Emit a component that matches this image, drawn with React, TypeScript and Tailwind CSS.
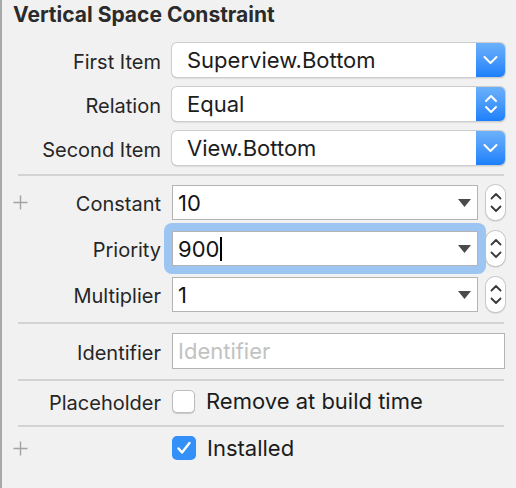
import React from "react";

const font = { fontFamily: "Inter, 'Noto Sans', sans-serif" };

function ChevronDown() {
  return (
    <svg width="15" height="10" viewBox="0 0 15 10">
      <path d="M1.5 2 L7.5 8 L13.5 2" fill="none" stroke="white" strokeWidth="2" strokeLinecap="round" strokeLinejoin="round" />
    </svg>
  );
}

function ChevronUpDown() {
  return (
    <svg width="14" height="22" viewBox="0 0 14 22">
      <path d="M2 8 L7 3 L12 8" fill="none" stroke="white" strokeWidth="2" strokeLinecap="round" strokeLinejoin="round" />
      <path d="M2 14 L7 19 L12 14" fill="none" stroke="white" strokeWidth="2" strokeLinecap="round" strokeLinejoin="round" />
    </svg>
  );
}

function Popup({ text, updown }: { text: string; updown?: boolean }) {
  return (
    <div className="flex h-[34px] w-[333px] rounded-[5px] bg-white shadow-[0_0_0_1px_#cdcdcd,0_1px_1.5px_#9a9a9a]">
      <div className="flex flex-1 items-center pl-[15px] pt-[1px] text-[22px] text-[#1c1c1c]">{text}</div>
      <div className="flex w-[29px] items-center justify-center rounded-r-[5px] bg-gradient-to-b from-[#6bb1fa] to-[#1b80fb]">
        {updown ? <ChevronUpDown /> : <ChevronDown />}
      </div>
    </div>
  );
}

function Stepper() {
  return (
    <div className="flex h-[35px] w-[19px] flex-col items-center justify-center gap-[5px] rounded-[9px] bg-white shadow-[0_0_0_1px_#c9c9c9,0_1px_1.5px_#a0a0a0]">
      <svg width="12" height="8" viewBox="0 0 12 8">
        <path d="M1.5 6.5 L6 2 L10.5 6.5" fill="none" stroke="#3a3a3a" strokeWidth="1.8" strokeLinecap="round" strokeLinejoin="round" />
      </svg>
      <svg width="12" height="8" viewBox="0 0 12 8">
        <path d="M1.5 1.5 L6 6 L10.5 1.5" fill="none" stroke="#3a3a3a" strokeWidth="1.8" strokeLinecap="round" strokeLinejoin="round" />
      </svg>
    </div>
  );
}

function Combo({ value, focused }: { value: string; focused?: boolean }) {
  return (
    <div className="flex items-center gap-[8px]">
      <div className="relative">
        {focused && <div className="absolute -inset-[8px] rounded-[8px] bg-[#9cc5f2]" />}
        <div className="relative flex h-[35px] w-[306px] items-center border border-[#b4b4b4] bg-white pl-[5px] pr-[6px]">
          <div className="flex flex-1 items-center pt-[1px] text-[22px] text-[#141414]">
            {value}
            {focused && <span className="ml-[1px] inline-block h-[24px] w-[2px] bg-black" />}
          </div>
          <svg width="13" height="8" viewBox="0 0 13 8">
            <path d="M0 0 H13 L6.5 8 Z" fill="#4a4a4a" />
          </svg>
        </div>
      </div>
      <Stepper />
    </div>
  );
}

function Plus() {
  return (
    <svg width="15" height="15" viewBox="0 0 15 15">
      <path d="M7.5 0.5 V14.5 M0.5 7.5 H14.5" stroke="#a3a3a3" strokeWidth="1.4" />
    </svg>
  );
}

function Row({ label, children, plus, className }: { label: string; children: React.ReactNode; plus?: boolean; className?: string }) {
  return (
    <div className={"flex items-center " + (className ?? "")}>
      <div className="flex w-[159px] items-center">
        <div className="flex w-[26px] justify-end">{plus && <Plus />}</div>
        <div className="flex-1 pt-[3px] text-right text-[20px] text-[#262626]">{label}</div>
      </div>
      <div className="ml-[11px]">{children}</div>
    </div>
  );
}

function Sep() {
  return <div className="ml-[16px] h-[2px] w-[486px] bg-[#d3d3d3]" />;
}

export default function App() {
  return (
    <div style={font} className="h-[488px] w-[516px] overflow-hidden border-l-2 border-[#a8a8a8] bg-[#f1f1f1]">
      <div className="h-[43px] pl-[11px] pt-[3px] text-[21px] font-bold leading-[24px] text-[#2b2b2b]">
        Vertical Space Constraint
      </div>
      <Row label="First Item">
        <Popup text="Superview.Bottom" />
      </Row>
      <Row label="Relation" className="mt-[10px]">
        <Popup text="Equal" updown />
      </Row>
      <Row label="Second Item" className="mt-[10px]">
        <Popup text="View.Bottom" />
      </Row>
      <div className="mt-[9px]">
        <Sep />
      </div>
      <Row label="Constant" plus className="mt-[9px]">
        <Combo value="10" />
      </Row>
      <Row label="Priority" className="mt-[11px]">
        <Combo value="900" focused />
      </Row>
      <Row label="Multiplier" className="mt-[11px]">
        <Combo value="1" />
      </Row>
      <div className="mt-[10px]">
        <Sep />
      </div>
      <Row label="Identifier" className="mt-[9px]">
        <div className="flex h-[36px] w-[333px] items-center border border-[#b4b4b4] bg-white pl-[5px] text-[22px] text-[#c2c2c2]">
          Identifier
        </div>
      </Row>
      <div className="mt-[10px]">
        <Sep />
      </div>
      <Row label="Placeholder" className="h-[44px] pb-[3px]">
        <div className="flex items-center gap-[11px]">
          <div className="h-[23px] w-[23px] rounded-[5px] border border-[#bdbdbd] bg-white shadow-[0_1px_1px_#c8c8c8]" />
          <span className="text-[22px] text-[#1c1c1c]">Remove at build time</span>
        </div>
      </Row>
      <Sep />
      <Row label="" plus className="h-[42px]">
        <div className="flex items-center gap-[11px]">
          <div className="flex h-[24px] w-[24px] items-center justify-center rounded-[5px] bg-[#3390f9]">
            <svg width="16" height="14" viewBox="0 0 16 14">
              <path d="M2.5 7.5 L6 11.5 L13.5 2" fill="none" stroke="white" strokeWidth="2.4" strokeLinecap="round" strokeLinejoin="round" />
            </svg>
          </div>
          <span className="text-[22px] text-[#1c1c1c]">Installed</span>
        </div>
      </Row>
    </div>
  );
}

•••

From the data above, write out everything exactly except the pictures.

**Task result**:
Emit a component that matches this image, drawn with React, TypeScript and Tailwind CSS.
import React from "react";

const font = { fontFamily: "Inter, 'Noto Sans', sans-serif" };

function ChevronDown() {
  return (
    <svg width="15" height="10" viewBox="0 0 15 10">
      <path d="M1.5 2 L7.5 8 L13.5 2" fill="none" stroke="white" strokeWidth="2" strokeLinecap="round" strokeLinejoin="round" />
    </svg>
  );
}

function ChevronUpDown() {
  return (
    <svg width="14" height="22" viewBox="0 0 14 22">
      <path d="M2 8 L7 3 L12 8" fill="none" stroke="white" strokeWidth="2" strokeLinecap="round" strokeLinejoin="round" />
      <path d="M2 14 L7 19 L12 14" fill="none" stroke="white" strokeWidth="2" strokeLinecap="round" strokeLinejoin="round" />
    </svg>
  );
}

function Popup({ text, updown }: { text: string; updown?: boolean }) {
  return (
    <div className="flex h-[34px] w-[333px] rounded-[5px] bg-white shadow-[0_0_0_1px_#cdcdcd,0_1px_1.5px_#9a9a9a]">
      <div className="flex flex-1 items-center pl-[15px] pt-[1px] text-[22px] text-[#1c1c1c]">{text}</div>
      <div className="flex w-[29px] items-center justify-center rounded-r-[5px] bg-gradient-to-b from-[#6bb1fa] to-[#1b80fb]">
        {updown ? <ChevronUpDown /> : <ChevronDown />}
      </div>
    </div>
  );
}

function Stepper() {
  return (
    <div className="flex h-[35px] w-[19px] flex-col items-center justify-center gap-[5px] rounded-[9px] bg-white shadow-[0_0_0_1px_#c9c9c9,0_1px_1.5px_#a0a0a0]">
      <svg width="12" height="8" viewBox="0 0 12 8">
        <path d="M1.5 6.5 L6 2 L10.5 6.5" fill="none" stroke="#3a3a3a" strokeWidth="1.8" strokeLinecap="round" strokeLinejoin="round" />
      </svg>
      <svg width="12" height="8" viewBox="0 0 12 8">
        <path d="M1.5 1.5 L6 6 L10.5 1.5" fill="none" stroke="#3a3a3a" strokeWidth="1.8" strokeLinecap="round" strokeLinejoin="round" />
      </svg>
    </div>
  );
}

function Combo({ value, focused }: { value: string; focused?: boolean }) {
  return (
    <div className="flex items-center gap-[8px]">
      <div className="relative">
        {focused && <div className="absolute -inset-[8px] rounded-[8px] bg-[#9cc5f2]" />}
        <div className="relative flex h-[35px] w-[306px] items-center border border-[#b4b4b4] bg-white pl-[5px] pr-[6px]">
          <div className="flex flex-1 items-center pt-[1px] text-[22px] text-[#141414]">
            {value}
            {focused && <span className="ml-[1px] inline-block h-[24px] w-[2px] bg-black" />}
          </div>
          <svg width="13" height="8" viewBox="0 0 13 8">
            <path d="M0 0 H13 L6.5 8 Z" fill="#4a4a4a" />
          </svg>
        </div>
      </div>
      <Stepper />
    </div>
  );
}

function Plus() {
  return (
    <svg width="15" height="15" viewBox="0 0 15 15">
      <path d="M7.5 0.5 V14.5 M0.5 7.5 H14.5" stroke="#a3a3a3" strokeWidth="1.4" />
    </svg>
  );
}

function Row({ label, children, plus, className }: { label: string; children: React.ReactNode; plus?: boolean; className?: string }) {
  return (
    <div className={"flex items-center " + (className ?? "")}>
      <div className="flex w-[159px] items-center">
        <div className="flex w-[26px] justify-end">{plus && <Plus />}</div>
        <div className="flex-1 pt-[3px] text-right text-[20px] text-[#262626]">{label}</div>
      </div>
      <div className="ml-[11px]">{children}</div>
    </div>
  );
}

function Sep() {
  return <div className="ml-[16px] h-[2px] w-[486px] bg-[#d3d3d3]" />;
}

export default function App() {
  return (
    <div style={font} className="h-[488px] w-[516px] overflow-hidden border-l-2 border-[#a8a8a8] bg-[#f1f1f1]">
      <div className="h-[43px] pl-[11px] pt-[3px] text-[21px] font-bold leading-[24px] text-[#2b2b2b]">
        Vertical Space Constraint
      </div>
      <Row label="First Item">
        <Popup text="Superview.Bottom" />
      </Row>
      <Row label="Relation" className="mt-[10px]">
        <Popup text="Equal" updown />
      </Row>
      <Row label="Second Item" className="mt-[10px]">
        <Popup text="View.Bottom" />
      </Row>
      <div className="mt-[9px]">
        <Sep />
      </div>
      <Row label="Constant" plus className="mt-[9px]">
        <Combo value="10" />
      </Row>
      <Row label="Priority" className="mt-[11px]">
        <Combo value="900" focused />
      </Row>
      <Row label="Multiplier" className="mt-[11px]">
        <Combo value="1" />
      </Row>
      <div className="mt-[10px]">
        <Sep />
      </div>
      <Row label="Identifier" className="mt-[9px]">
        <div className="flex h-[36px] w-[333px] items-center border border-[#b4b4b4] bg-white pl-[5px] text-[22px] text-[#c2c2c2]">
          Identifier
        </div>
      </Row>
      <div className="mt-[10px]">
        <Sep />
      </div>
      <Row label="Placeholder" className="h-[44px] pb-[3px]">
        <div className="flex items-center gap-[11px]">
          <div className="h-[23px] w-[23px] rounded-[5px] border border-[#bdbdbd] bg-white shadow-[0_1px_1px_#c8c8c8]" />
          <span className="text-[22px] text-[#1c1c1c]">Remove at build time</span>
        </div>
      </Row>
      <Sep />
      <Row label="" plus className="h-[42px]">
        <div className="flex items-center gap-[11px]">
          <div className="flex h-[24px] w-[24px] items-center justify-center rounded-[5px] bg-[#3390f9]">
            <svg width="16" height="14" viewBox="0 0 16 14">
              <path d="M2.5 7.5 L6 11.5 L13.5 2" fill="none" stroke="white" strokeWidth="2.4" strokeLinecap="round" strokeLinejoin="round" />
            </svg>
          </div>
          <span className="text-[22px] text-[#1c1c1c]">Installed</span>
        </div>
      </Row>
    </div>
  );
}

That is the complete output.